Right-sizing fixes the technical problem; chargeback fixes the incentive problem. When teams do not see their cloud bill, they have no reason to care about efficiency. The standard approach at big-tech companies is to label every resource with team and environment labels, then aggregate cost by those labels using tools like OpenCost (CNCF project, free) or Kubecost.

The minimum viable labeling convention — enforce it via an admission webhook that rejects pods missing these labels:

team: payments — owning team slug
env: production — environment (production / staging / dev)
component: api — service component
cost-center: CC-1042 — finance code for chargeback

Spot/Preemptible instances are the single biggest lever. Stateless, fault-tolerant workloads — web servers, batch processors, async workers — can run 60–80% cheaper on Spot. Use Karpenter NodePools (or Cluster Autoscaler node groups) to schedule Spot-tolerant pods onto Spot instances automatically. Combine with PodDisruptionBudgets to keep at least one replica on on-demand. This single change often accounts for 40%+ of a cluster's cost reduction.

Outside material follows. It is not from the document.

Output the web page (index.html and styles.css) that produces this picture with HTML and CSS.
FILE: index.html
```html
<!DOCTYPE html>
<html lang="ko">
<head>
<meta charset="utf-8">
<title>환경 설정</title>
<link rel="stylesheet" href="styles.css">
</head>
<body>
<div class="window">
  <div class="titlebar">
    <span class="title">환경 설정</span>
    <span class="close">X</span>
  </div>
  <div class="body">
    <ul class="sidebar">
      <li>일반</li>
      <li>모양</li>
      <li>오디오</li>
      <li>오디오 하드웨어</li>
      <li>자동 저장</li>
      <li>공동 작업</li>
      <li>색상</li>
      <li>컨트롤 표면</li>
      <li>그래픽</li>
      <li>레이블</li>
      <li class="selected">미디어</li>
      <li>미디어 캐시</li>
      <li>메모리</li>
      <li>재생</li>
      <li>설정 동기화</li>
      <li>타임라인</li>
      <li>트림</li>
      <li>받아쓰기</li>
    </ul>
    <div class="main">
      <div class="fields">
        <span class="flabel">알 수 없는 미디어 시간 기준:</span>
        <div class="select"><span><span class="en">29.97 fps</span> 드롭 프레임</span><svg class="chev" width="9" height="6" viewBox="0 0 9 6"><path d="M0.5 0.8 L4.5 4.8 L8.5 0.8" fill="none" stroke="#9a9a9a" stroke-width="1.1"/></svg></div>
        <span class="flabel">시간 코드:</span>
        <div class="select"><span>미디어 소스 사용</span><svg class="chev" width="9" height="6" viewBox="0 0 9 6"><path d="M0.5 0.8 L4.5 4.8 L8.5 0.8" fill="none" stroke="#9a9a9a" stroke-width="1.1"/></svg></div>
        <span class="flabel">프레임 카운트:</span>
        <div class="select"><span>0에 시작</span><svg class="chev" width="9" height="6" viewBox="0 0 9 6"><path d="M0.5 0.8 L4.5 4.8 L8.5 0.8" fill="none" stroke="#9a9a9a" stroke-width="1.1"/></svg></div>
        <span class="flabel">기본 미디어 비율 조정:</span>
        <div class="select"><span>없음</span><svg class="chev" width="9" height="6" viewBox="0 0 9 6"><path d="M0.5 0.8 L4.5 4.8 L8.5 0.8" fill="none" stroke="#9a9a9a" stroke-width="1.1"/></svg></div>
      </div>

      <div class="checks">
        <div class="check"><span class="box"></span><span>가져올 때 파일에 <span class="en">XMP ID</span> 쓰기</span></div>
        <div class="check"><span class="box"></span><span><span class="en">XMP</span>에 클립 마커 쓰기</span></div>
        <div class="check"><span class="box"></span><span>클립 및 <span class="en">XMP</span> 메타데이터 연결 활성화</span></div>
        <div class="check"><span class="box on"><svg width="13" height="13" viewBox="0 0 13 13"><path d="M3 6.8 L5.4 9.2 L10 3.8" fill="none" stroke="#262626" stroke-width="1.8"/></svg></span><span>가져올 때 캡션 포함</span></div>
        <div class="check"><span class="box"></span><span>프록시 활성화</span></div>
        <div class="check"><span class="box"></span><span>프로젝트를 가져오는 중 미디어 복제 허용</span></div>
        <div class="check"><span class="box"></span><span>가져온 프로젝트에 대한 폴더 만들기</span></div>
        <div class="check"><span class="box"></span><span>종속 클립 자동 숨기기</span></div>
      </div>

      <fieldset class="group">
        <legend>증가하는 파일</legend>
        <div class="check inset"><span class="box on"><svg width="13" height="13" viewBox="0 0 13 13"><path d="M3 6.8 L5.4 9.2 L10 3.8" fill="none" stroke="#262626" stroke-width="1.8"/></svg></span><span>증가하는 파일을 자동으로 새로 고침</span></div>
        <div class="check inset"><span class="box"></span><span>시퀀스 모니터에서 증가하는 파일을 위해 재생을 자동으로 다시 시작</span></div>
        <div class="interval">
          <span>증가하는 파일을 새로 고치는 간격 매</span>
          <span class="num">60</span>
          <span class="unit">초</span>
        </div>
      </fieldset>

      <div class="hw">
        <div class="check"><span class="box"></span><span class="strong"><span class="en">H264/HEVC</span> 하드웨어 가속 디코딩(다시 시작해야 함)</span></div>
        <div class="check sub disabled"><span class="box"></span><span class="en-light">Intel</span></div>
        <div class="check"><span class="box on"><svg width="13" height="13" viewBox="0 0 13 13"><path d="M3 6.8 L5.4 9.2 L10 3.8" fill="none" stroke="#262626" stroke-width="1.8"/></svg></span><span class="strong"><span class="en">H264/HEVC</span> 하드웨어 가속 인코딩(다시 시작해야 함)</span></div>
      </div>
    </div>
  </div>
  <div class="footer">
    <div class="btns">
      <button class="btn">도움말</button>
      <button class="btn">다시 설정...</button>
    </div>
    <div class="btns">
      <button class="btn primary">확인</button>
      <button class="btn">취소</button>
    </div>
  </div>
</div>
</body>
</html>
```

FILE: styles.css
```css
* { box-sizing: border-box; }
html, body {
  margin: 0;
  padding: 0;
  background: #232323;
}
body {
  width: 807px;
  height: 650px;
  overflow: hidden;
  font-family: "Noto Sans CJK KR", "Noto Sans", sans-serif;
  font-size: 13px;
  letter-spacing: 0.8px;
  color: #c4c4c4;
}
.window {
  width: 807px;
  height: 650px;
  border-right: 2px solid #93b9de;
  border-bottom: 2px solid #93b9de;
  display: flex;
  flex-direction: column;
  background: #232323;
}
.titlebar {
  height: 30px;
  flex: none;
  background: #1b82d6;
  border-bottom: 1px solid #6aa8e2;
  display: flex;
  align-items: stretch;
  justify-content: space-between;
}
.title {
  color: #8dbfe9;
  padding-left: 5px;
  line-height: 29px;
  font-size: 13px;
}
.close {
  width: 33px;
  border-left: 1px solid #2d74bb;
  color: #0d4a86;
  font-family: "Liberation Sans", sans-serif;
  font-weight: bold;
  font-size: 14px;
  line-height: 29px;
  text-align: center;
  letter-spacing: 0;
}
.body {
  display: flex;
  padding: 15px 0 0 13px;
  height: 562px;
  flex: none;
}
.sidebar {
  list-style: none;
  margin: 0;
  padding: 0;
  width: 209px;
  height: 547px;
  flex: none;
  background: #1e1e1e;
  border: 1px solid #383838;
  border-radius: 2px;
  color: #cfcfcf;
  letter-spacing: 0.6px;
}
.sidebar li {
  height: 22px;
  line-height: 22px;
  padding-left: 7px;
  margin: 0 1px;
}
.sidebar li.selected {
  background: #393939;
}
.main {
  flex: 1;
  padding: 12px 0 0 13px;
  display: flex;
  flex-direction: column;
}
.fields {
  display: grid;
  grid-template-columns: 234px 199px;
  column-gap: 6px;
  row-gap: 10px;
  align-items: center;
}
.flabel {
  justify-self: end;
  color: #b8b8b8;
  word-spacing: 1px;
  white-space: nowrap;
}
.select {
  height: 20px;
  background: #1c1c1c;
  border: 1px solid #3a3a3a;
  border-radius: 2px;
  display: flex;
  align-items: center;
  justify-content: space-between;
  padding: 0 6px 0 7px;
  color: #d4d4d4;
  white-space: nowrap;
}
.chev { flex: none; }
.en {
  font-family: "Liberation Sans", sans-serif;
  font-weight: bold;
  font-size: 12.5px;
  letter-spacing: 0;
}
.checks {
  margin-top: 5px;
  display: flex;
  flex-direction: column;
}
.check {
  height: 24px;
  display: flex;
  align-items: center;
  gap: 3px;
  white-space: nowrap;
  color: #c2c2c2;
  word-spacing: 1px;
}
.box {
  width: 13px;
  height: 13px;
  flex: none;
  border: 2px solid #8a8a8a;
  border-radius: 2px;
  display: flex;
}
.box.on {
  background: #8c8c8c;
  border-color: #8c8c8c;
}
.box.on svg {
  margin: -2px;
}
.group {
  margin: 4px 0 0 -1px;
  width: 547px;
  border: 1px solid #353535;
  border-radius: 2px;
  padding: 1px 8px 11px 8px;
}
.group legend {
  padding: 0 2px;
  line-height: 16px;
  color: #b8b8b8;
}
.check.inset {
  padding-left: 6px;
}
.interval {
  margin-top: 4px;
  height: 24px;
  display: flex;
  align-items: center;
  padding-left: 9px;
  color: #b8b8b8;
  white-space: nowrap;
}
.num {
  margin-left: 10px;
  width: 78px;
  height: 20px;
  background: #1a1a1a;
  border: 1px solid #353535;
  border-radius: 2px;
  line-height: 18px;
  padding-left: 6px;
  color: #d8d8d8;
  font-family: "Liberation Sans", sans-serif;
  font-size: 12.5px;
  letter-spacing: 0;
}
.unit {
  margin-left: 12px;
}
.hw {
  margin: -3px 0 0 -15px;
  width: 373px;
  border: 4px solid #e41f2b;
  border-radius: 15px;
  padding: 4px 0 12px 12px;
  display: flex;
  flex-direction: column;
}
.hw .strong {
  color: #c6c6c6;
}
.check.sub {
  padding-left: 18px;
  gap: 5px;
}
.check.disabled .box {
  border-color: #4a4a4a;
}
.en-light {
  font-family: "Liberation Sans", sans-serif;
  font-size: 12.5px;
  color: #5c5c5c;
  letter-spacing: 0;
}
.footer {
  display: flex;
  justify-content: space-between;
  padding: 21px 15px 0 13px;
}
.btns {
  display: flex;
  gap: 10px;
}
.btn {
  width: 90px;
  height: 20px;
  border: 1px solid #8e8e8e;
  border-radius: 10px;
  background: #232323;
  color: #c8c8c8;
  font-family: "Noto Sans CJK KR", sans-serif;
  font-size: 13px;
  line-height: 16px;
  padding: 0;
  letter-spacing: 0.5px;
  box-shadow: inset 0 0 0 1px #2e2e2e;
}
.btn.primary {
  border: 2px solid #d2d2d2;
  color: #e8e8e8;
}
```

Cost efficiency in Kubernetes is not a one-time exercise. It is a continuous feedback loop: measure actual usage, right-size requests, enable bin-packing, enforce quotas, label everything, and review the chargeback report monthly. The clusters that run leanest are the ones where platform teams have made efficiency data visible and actionable for every engineering team that deploys to them.